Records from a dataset
►
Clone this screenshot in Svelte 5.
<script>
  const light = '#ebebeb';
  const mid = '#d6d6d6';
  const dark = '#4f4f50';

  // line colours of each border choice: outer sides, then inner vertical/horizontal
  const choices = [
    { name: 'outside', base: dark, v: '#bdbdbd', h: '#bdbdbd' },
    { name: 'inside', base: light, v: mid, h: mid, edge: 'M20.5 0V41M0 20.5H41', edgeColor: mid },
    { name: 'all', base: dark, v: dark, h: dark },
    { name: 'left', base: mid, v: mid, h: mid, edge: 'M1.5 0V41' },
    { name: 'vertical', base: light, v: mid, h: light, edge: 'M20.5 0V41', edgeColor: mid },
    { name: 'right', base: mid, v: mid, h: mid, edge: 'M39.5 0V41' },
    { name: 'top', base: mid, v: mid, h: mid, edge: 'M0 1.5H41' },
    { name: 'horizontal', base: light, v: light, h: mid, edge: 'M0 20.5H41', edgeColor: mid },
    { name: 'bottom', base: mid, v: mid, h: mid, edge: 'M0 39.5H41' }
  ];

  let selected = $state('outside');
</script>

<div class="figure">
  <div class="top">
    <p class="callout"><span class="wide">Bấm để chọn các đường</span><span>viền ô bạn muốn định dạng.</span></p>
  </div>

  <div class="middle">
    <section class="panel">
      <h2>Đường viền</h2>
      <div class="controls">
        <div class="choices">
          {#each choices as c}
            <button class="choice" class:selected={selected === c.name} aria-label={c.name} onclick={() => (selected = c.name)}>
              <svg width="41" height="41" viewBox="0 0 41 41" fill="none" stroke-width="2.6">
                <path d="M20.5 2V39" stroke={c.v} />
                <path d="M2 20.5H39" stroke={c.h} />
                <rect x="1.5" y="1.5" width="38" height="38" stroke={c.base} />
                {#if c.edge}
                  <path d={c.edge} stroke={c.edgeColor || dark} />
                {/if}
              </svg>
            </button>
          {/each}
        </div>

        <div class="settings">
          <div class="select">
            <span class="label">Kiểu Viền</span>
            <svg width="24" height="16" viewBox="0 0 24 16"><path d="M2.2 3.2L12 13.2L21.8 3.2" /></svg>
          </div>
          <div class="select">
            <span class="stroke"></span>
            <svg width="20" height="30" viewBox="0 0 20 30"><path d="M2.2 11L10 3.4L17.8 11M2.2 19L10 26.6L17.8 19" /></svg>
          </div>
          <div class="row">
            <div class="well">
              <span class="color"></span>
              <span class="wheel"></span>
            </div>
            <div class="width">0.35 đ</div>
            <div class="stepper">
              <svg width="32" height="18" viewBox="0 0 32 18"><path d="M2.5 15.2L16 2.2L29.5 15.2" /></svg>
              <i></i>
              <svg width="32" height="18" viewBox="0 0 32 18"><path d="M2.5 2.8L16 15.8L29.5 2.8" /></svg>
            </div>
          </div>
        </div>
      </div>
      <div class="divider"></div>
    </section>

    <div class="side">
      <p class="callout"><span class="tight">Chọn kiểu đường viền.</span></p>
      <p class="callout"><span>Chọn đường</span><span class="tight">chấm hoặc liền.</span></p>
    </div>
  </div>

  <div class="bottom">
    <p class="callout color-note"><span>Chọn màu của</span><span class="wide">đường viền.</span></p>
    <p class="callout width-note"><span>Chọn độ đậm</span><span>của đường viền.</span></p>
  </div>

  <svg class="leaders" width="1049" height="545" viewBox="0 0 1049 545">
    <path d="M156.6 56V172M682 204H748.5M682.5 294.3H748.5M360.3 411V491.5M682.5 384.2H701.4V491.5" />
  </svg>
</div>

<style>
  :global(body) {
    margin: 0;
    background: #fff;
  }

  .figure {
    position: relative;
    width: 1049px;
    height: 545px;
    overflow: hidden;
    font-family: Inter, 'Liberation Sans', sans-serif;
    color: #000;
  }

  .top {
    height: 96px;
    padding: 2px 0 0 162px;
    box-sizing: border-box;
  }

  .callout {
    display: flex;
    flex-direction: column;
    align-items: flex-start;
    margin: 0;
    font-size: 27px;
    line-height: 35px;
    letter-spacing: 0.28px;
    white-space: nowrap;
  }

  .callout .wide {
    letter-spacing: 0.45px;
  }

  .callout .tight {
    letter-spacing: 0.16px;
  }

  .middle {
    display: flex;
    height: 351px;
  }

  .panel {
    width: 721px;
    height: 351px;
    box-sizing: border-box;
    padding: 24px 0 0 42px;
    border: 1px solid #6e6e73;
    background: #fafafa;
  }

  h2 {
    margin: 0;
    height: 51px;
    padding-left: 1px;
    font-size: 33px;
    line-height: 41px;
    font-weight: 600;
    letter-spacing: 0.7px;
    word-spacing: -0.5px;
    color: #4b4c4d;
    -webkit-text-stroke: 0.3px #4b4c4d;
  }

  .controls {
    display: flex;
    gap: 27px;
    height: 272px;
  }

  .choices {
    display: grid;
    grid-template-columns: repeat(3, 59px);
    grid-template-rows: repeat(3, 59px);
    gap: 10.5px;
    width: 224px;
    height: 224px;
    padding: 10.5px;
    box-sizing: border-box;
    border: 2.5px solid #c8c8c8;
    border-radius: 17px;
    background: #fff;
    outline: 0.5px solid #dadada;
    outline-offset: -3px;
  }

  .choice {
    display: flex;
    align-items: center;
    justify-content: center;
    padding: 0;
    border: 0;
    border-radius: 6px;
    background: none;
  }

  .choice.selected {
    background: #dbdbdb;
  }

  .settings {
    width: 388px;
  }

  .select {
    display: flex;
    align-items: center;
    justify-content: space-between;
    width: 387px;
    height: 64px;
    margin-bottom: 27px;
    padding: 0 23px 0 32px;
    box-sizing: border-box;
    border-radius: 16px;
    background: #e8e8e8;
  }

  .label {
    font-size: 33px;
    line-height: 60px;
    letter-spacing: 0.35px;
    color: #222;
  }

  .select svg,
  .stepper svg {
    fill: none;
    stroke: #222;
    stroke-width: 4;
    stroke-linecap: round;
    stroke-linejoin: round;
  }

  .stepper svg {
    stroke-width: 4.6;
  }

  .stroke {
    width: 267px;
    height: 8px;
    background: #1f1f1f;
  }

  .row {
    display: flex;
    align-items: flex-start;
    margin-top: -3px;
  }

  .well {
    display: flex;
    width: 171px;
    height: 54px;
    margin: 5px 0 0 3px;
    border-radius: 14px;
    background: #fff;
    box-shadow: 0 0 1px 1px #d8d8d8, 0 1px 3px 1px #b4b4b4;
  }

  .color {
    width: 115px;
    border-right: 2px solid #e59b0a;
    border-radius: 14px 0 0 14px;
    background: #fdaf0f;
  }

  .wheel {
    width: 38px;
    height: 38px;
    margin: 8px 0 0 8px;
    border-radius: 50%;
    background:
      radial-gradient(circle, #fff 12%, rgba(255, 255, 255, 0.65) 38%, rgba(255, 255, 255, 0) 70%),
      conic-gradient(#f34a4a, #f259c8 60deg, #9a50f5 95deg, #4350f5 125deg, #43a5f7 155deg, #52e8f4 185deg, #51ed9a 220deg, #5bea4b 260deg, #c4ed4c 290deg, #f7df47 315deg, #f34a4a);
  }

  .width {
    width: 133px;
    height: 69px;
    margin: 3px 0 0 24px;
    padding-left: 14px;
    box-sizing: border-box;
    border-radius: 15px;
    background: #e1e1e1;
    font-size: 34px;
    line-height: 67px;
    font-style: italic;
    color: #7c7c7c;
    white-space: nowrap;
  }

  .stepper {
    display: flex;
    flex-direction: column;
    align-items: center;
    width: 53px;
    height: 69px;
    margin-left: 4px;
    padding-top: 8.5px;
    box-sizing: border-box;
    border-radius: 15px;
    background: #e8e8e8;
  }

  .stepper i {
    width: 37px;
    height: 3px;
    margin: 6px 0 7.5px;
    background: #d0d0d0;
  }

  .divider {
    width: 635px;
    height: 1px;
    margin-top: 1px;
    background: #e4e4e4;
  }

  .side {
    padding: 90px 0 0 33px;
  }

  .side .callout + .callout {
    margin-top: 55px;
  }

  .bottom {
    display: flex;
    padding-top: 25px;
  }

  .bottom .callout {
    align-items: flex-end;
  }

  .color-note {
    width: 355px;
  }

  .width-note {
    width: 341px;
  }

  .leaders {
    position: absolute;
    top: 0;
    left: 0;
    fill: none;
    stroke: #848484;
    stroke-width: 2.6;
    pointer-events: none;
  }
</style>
◄
►
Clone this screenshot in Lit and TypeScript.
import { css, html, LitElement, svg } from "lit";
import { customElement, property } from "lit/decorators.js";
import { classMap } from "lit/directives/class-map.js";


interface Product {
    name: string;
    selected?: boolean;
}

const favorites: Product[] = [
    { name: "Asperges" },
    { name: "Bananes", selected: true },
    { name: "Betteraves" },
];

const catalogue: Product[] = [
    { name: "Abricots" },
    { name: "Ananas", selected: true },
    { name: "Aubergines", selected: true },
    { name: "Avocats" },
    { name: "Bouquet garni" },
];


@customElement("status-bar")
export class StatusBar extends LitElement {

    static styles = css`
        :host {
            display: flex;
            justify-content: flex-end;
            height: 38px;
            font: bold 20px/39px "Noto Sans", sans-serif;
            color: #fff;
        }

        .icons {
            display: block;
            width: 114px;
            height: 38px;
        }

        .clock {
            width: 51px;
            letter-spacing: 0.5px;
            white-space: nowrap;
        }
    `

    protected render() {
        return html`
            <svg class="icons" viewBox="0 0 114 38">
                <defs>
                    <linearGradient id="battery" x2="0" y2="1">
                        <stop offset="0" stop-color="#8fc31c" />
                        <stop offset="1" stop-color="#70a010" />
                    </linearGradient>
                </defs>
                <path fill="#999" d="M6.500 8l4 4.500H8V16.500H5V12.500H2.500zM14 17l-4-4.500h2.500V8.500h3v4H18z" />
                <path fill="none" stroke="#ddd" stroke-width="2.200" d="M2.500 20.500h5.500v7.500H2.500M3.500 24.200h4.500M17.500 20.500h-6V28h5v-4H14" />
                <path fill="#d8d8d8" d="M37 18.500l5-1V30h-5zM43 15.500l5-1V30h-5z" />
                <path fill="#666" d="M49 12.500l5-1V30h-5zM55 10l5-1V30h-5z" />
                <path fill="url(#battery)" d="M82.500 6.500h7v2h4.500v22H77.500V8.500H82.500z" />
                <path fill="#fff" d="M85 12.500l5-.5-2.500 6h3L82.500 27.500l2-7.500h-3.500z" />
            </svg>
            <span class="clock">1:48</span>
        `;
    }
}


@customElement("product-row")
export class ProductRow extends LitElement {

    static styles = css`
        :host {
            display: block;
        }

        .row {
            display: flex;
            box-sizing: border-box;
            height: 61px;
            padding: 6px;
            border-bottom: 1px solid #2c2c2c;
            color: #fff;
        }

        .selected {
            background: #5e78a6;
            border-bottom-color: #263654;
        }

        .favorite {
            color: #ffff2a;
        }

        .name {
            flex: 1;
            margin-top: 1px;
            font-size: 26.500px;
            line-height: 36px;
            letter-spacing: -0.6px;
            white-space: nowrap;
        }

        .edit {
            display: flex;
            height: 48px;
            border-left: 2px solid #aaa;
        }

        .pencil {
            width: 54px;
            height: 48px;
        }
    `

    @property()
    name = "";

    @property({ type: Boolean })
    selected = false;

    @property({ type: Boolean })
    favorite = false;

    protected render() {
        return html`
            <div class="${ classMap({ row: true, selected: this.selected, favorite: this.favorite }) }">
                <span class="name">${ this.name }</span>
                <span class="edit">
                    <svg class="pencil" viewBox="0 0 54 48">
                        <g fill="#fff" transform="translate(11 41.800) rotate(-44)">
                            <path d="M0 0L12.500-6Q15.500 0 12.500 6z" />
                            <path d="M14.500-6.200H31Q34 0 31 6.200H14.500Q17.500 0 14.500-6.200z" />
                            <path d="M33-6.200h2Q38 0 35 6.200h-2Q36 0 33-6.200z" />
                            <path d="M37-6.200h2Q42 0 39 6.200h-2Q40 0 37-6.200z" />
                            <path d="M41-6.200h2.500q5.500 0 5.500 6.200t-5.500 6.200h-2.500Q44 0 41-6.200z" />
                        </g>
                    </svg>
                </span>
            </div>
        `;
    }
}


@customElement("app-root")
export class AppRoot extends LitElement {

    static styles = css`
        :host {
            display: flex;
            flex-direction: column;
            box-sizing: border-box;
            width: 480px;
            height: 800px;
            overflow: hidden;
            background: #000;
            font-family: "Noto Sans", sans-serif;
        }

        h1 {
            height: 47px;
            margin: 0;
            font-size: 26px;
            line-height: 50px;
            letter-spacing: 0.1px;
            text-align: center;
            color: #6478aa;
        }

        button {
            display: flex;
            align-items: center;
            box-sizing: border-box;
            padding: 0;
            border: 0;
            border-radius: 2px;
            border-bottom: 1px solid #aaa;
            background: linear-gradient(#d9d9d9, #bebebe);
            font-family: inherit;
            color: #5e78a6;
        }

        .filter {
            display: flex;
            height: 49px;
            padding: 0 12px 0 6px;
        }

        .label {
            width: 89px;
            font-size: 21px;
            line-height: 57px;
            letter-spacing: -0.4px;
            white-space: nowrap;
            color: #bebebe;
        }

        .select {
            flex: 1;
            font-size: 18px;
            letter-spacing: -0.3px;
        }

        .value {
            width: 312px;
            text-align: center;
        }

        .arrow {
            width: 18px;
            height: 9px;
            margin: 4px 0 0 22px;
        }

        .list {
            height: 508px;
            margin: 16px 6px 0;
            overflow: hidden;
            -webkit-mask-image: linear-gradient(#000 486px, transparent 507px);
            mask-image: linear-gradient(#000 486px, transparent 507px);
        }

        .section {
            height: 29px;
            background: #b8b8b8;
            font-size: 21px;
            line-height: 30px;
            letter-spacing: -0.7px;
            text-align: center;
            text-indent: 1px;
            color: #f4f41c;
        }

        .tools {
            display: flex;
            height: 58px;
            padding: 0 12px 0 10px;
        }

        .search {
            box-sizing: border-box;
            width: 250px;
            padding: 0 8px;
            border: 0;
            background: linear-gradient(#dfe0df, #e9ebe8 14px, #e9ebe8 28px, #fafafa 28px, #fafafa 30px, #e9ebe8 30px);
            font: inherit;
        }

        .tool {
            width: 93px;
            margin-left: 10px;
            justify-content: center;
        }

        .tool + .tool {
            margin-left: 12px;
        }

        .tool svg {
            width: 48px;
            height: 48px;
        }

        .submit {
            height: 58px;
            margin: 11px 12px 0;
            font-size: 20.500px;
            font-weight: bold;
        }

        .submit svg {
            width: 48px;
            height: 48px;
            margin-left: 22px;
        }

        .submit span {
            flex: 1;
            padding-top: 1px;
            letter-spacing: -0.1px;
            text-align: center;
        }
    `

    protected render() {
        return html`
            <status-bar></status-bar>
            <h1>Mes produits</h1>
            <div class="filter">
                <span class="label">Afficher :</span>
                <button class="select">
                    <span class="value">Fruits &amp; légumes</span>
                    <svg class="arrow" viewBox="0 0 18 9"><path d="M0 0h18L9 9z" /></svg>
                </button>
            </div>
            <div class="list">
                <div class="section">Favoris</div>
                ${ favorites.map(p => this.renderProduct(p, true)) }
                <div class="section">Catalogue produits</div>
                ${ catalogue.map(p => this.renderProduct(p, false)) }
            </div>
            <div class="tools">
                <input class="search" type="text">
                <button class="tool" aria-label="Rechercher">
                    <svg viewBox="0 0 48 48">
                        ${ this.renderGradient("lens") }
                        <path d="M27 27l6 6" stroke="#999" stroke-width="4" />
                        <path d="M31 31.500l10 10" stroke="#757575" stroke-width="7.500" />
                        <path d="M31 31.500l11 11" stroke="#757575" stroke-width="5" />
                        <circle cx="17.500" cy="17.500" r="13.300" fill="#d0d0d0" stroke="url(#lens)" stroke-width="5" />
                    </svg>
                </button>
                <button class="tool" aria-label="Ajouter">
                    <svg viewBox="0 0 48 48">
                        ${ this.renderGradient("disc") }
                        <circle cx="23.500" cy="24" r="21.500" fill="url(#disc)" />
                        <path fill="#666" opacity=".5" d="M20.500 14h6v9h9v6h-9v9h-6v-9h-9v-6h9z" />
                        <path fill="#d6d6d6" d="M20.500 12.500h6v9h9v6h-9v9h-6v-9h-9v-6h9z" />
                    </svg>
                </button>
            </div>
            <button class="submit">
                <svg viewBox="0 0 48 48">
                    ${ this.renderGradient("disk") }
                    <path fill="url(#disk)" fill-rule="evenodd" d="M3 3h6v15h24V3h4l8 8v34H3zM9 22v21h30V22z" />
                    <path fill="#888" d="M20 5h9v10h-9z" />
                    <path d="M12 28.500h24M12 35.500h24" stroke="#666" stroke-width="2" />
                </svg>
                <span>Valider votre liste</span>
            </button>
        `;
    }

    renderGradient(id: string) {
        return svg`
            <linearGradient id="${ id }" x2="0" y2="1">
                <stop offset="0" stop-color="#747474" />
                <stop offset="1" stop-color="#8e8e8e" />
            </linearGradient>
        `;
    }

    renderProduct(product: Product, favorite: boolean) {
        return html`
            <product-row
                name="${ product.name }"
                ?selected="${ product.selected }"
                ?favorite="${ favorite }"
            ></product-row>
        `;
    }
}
◄
### PROBLEM
Transcribe, exactly and without additions, the lines of the records above, beginning with the line that contains "Clone this screenshot in Svelte 5." and ending with the line that contains "const dark = '#4f4f50';", both included.

### FINAL ANSWER
Clone this screenshot in Svelte 5.
<script>
  const light = '#ebebeb';
  const mid = '#d6d6d6';
  const dark = '#4f4f50';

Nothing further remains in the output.